Turns out, yes, that’s exactly what they did.
I’ve always assumed political parties can walk and chew gum at the same time. They can have their leaders roll out policy platforms and talk about their plans and also buy ad time to remind people that we’re in the midst of an election that didn’t need to be called. Trudeau clearly knows there’s a danger in being seen as opportunistic in making the early call. He did not allow the words “majority government” to pass his lips even once during his campaign kickoff.

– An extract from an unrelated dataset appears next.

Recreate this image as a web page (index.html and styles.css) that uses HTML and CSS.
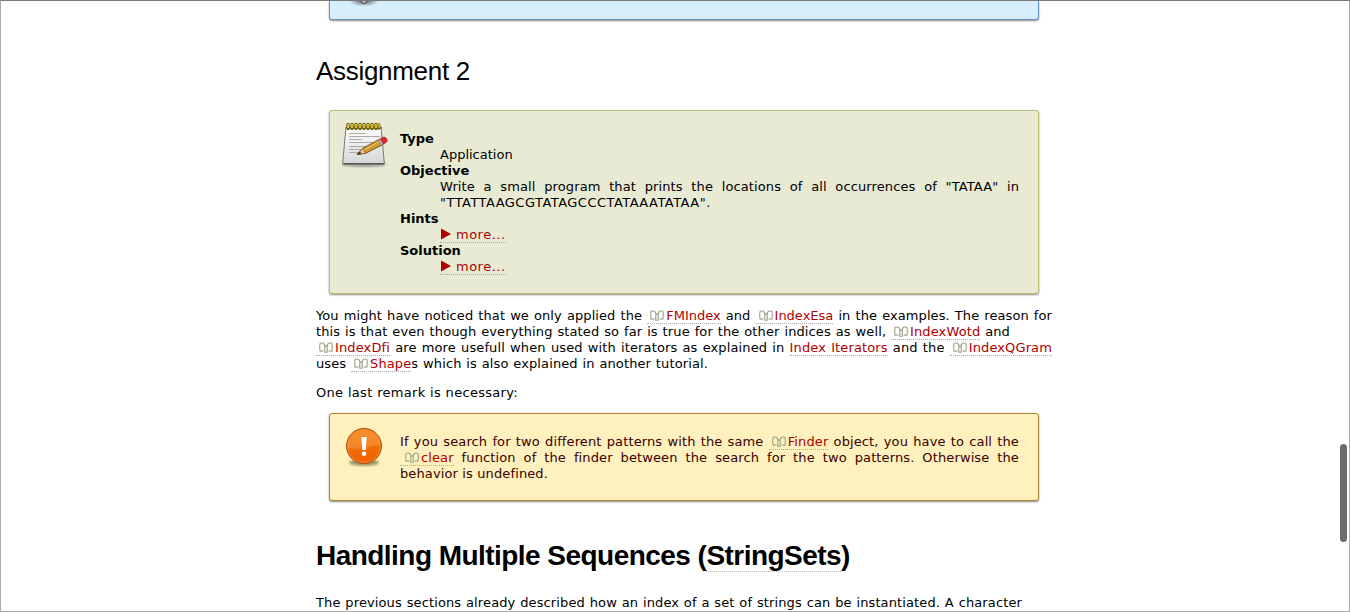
FILE: index.html
```html
<!DOCTYPE html>
<html lang="en">
<head>
<meta charset="utf-8">
<title>Index Tutorial</title>
<link rel="stylesheet" href="styles.css">
</head>
<body>
<svg class="defs" width="0" height="0">
  <symbol id="book" viewBox="0 0 14 11">
    <path d="M4.500 9.200C3.500 8.700 2.300 8.800 1.200 9.200.5 6.500.5 3.800 1.200 1.200 3.500.5 5.500 1.200 5.800 3.500v6.800h2.400V3.500C8.500 1.200 10.500.5 12.800 1.200c.7 2.600.7 5.300 0 8-1.100-.4-2.300-.5-3.300 0M4.200 1.200L7 4.500l2.800-3.300" fill="none" stroke="#9aa386" stroke-width="1.100"/>
  </symbol>
</svg>
<div class="window">
  <main class="page">
    <div class="box info">
      <svg class="knob" width="48" height="8" viewBox="0 0 48 8">
        <defs><radialGradient id="shade"><stop offset="0" stop-color="#333" stop-opacity=".85"/><stop offset="1" stop-color="#555" stop-opacity="0"/></radialGradient></defs>
        <ellipse cx="22" cy="0" rx="15" ry="5.500" fill="url(#shade)"/>
        <circle cx="22" cy="-.5" r="3" fill="#bbb" stroke="#444"/>
      </svg>
    </div>
    <h2>Assignment 2</h2>
    <div class="box assignment">
      <svg class="icon" width="48" height="48" viewBox="0 0 48 48">
        <defs>
          <linearGradient id="paper" x1="0" y1="0" x2="0" y2="1"><stop offset="0" stop-color="#fff"/><stop offset="1" stop-color="#d5d5d5"/></linearGradient>
          <filter id="soft"><feGaussianBlur stdDeviation="1"/></filter>
        </defs>
        <ellipse cx="23" cy="42.500" rx="22" ry="2.500" fill="#555" opacity=".5" filter="url(#soft)"/>
        <path d="M5 5h35l3.300 36q.2 1.500-1.300 1.500h-39q-1.500 0-1.300-1.500z" fill="url(#paper)" stroke="#777"/>
        <path d="M2.500 41.500h41" stroke="#555"/>
        <path d="M8 11.500h17M8 14.500h31M8 17.500h13M8 20.500h30M8 24.500h22M8 27.500h16M8 30.500h12" stroke="#aaa"/>
        <path d="M5 6h36" stroke="#777" stroke-width="2"/>
        <path d="M7 2.500v4M11 2.500v4M15 2.500v4M19 2.500v4M23 2.500v4M27 2.500v4M31 2.500v4M35 2.500v4" stroke="#72630b" stroke-width="3.400" stroke-linecap="round"/>
        <path d="M7 2v4M11 2v4M15 2v4M19 2v4M23 2v4M27 2v4M31 2v4M35 2v4" stroke="#e3c93c" stroke-width="1.700"/>
        <path d="M38 2.500v4" stroke="#72630b" stroke-width="2.600" stroke-linecap="round"/>
        <path d="M38 2v4" stroke="#e3c93c" stroke-width="1.200"/>
        <path d="M16 32.500l6-6.300 17-9.200 3 5.500-17.500 8.800z" fill="#d59b32" stroke="#765015"/>
        <path d="M16 32.500l6-6.300 2.500 5.100z" fill="#e7c68a" stroke="#765015" stroke-width=".6"/>
        <path d="M16 32.500l3-3 1.200 2.200z" fill="#2d2416"/>
        <path d="M23.500 27.700L39 19" stroke="#f1c75e"/>
        <path d="M37.500 17.800l2.500-1.300 2.800 5.300-2.500 1.400z" fill="#b5b5b5" stroke="#777" stroke-width=".5"/>
        <path d="M39.500 16.700l3-1.500q2.500-.5 3.500 2.500.5 2-1 2.700l-2.500 1.700z" fill="#df2929" stroke="#8d1717" stroke-width=".7"/>
      </svg>
      <dl>
        <dt>Type</dt>
        <dd>Application</dd>
        <dt>Objective</dt>
        <dd><span class="line full">Write a small program that prints the locations of all occurrences of "TATAA" in</span><span class="line w-seq">"TTATTAAGCGTATAGCCCTATAAATATAA".</span></dd>
        <dt>Hints</dt>
        <dd><a class="link more"><svg width="16" height="12" viewBox="0 0 16 12"><path d="M1 .5l10 5.500-10 5.500z" fill="#b00000"/></svg>more...</a></dd>
        <dt>Solution</dt>
        <dd><a class="link more"><svg width="16" height="12" viewBox="0 0 16 12"><path d="M1 .5l10 5.500-10 5.500z" fill="#b00000"/></svg>more...</a></dd>
      </dl>
    </div>
    <p>
      <span class="line lead">You might have noticed that we only applied the <a class="link"><svg class="book"><use href="#book"/></svg>FMIndex</a> and <a class="link"><svg class="book"><use href="#book"/></svg>IndexEsa</a> in the examples. The reason for</span>
      <span class="line w-wotd">this is that even though everything stated so far is true for the other indices as well, <a class="link"><svg class="book"><use href="#book"/></svg>IndexWotd</a> and</span>
      <span class="line full"><a class="link"><svg class="book"><use href="#book"/></svg>IndexDfi</a> are more usefull when used with iterators as explained in <a class="link">Index Iterators</a> and the <a class="link"><svg class="book"><use href="#book"/></svg>IndexQGram</a></span>
      <span class="line w-shape">uses <a class="link"><svg class="book"><use href="#book"/></svg>Shape</a>s which is also explained in another tutorial.</span>
    </p>
    <p><span class="line w-remark">One last remark is necessary:</span></p>
    <div class="box warning">
      <svg class="icon" width="48" height="48" viewBox="0 0 48 48">
        <defs><linearGradient id="orange" x1="0" y1="0" x2="0" y2="1"><stop offset="0" stop-color="#f57900"/><stop offset="1" stop-color="#f06000"/></linearGradient></defs>
        <ellipse cx="24" cy="37.500" rx="15" ry="3.500" fill="#655c2c" opacity=".6" filter="url(#soft)"/>
        <circle cx="24" cy="21" r="17.500" fill="url(#orange)" stroke="#a94d0c"/>
        <circle cx="24" cy="21" r="16.400" fill="none" stroke="#f58a3a"/>
        <path d="M7.500 23a16.500 16.500 0 1 1 33-2.500c-10-.5-15 5-33 2.500z" fill="#fff" opacity=".17"/>
        <path d="M21.300 12h5.400l-1 13h-3.400z" fill="#fff"/>
        <circle cx="24" cy="28.700" r="2.300" fill="#fff"/>
      </svg>
      <div class="text">
        <span class="line full">If you search for two different patterns with the same <a class="link"><svg class="book"><use href="#book"/></svg>Finder</a> object, you have to call the</span>
        <span class="line full"><a class="link wide"><svg class="book"><use href="#book"/></svg>clear</a> function of the finder between the search for the two patterns. Otherwise the</span>
        <span class="line w-behavior">behavior is undefined.</span>
      </div>
    </div>
    <h1>Handling Multiple Sequences (<a>StringSets</a>)</h1>
    <p><span class="line w-prev">The previous sections already described how an index of a set of strings can be instantiated. A character</span></p>
  </main>
  <div class="scrollbar"></div>
</div>
</body>
</html>
```
FILE: styles.css
```css
* { box-sizing: border-box; }
body { margin: 0; background: #fff; color: #000; font: 13px/16px Verdana, "DejaVu Sans", sans-serif; overflow: hidden; }
.defs { position: absolute; }
.window { position: relative; height: 612px; overflow: hidden; border: 1px solid #aaa; border-top-color: #777; }
.page { width: 736px; margin-left: 315px; }
.box { display: flex; width: 710px; margin-left: 13px; border: 1px solid; border-radius: 3px; box-shadow: 0 1px 2px #888; }
.info { height: 19px; border-color: #6595ca; border-top: 0; border-radius: 0 0 3px 3px; background: #d7eefc; }
.knob { margin-left: 12px; }
.assignment { height: 184px; padding: 20px 19px 0 12px; border-color: #bdbf78; background: #e8ead4; }
.warning { height: 88px; padding: 20px 19px 0 11px; border-color: #b08334; background: #fff1bd; color: #3a0000; }
.icon { flex: none; margin: -9px 11px 0 -1px; }
.warning .icon { margin-right: 12px; }
h1, h2 { font-family: Arial, "Liberation Sans", sans-serif; }
h2 { margin: 36px 0 24px; font-size: 26px; line-height: 30px; font-weight: normal; letter-spacing: -0.3px; }
h1 { margin: 38px 0 23px; font-size: 28px; line-height: 33px; letter-spacing: -0.54px; white-space: nowrap; }
h1 a { border-bottom: 1px dotted #bbb; }
dl { flex: 1; margin: 0; }
dt { font-weight: bold; }
dd { margin: 0 0 0 40px; }
p { margin: 14px 0 13px; }
p + p { margin: 13px 0 12px; }
h1 + p { margin-top: 23px; }
.text { flex: 1; }
.line { display: block; white-space: nowrap; letter-spacing: 0.12px; text-align: justify; text-align-last: justify; }
.lead { letter-spacing: 0.08px; }
.lead .link { letter-spacing: 0; }
.w-seq { width: 270px; letter-spacing: 0.47px; }
.w-wotd { width: 694px; }
.w-shape { width: 392px; }
.w-remark { width: 202px; letter-spacing: 0.3px; }
.w-behavior { width: 148px; }
.w-prev { width: 706px; }
.link { color: #b00000; border-bottom: 1px dotted #aaa; }
.link svg { vertical-align: -1px; }
.link .book { width: 14px; height: 11px; margin: 0 2px 0 3px; }
.wide .book { margin-left: 5px; }
.more { letter-spacing: 0.5px; }
.scrollbar { position: absolute; top: 443px; left: 1339px; width: 7px; height: 98px; border-radius: 4px; background: #6c6c6c; }
```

In polling a week before Trudeau called the election, Bruce Anderson of Abacus Data found “Canadians don’t particularly want an election, but mostly won’t take umbrage at the prospect of one.” That may have been true in the first week of August. But a nine-point Liberal lead has vanished in the campaign’s first week, and pollster Nik Nanos has referred to a “recoil effect” — that the fact of an unnecessary early election call has actually angered voters more than the theoretical prospect of one.
The Liberals are clearly vulnerable now. The early election call seems to be part of the explanation. So where are the stinky-fish ads for 2021 that could truly cause the governing party some headaches? Why no ads pointing out that the $500 million this election will cost could purchase 167 MRI machines or 10,000 ventilators or support nearly 200,000 Canadian households with their costs of social housing?